Every word we speak becomes a multi-dimensional vector

How do machines understand the language? Diving back into how it works, Raji explains, “the way human brain processes, our neocortex understands the context and semantic language is entirely different from the way machines understand the language. So, under the bonnet of the machine, what we see is a lot of numbers for each word.

“A famous scientist once said, a word is worth a thousand vectors for the machines. Every word we speak becomes a number and multidimensional vector – a word embedding. This form of representation of language makes language computable. We can use this representation to find similarity between words or understand the context. This technology is applied to contracts analysis system, wherein it enables machines to understand contentious clauses in legal documents, redline or highlight them. This way machine aids humans to ensure contracts are done quickly.”

The human mind has compensatory networks

Saving time, cutting cost, improving efficiency are some of them. With these abilities, AI can take the leap.

“For instance, assume a person with visual disabilities. As the human mind has compensatory cognitive abilities, this person’s hearing becomes very developed, which compensates for the vision he or she doesn’t have. This ability to have compensatory perception is the way to counter the deficiency”.

Today, if we really look at the language processing of machine learning, it’s not where it exactly ought to be. There are deficiencies, but the question is whether these deficiencies could be offset?

Raji and her team are taking inspiration from the human brain to create their architecture.

“Today when we read a document, our vision precedes our understanding of the text, she says. “So, we see it first then read and comprehend. In case of a machine too, by adding the visual perception prior to language can help it better understand the context of what is being read. With time, there would be more and more networks, which would provide parallel neural pathways of different abilities, which humans are currently doing- the sum total of which can achieve a certain objective.”

Functioning of the brain is so complex and not very well understood by the most talented neuroscientists.

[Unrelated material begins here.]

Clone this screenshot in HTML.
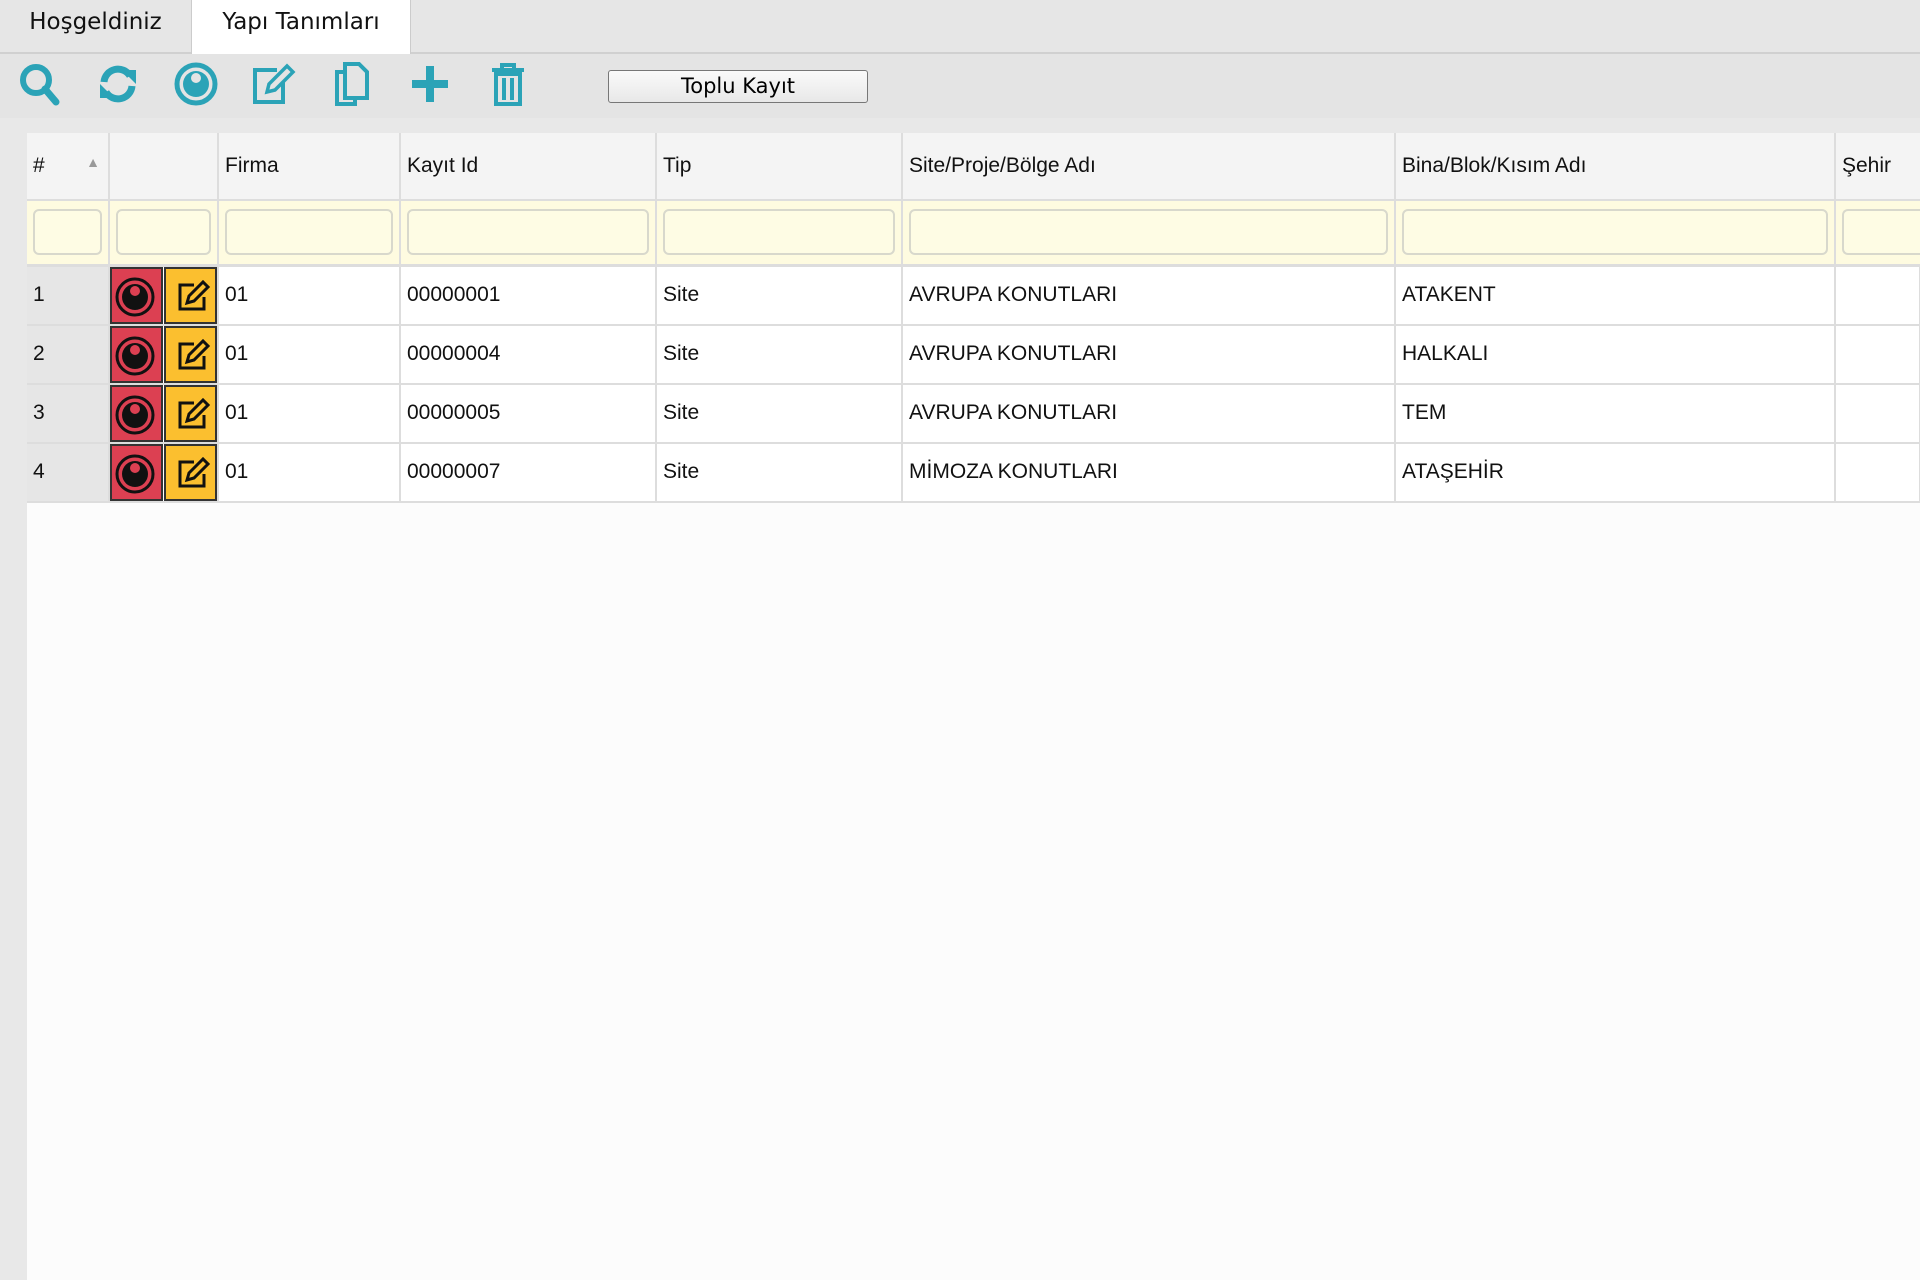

“I’ll give you another example,” Raji says, “which I encountered a few days back. I had a conversation with my daughter and I just blew it up. I stepped back and said to myself, ‘Can I explain myself as to why I responded in a certain way?’ Simultaneously, I was trying to make my machine learning models explain themselves. Sometimes, when they make a certain prediction, it cannot be a black box. The machines need to explain themselves and I was trying to put it through as architecture. And I realized, it’s a lot easier for me to write those algorithms in machines to explain themselves rather than trying to reason why I was behaving in a certain way.”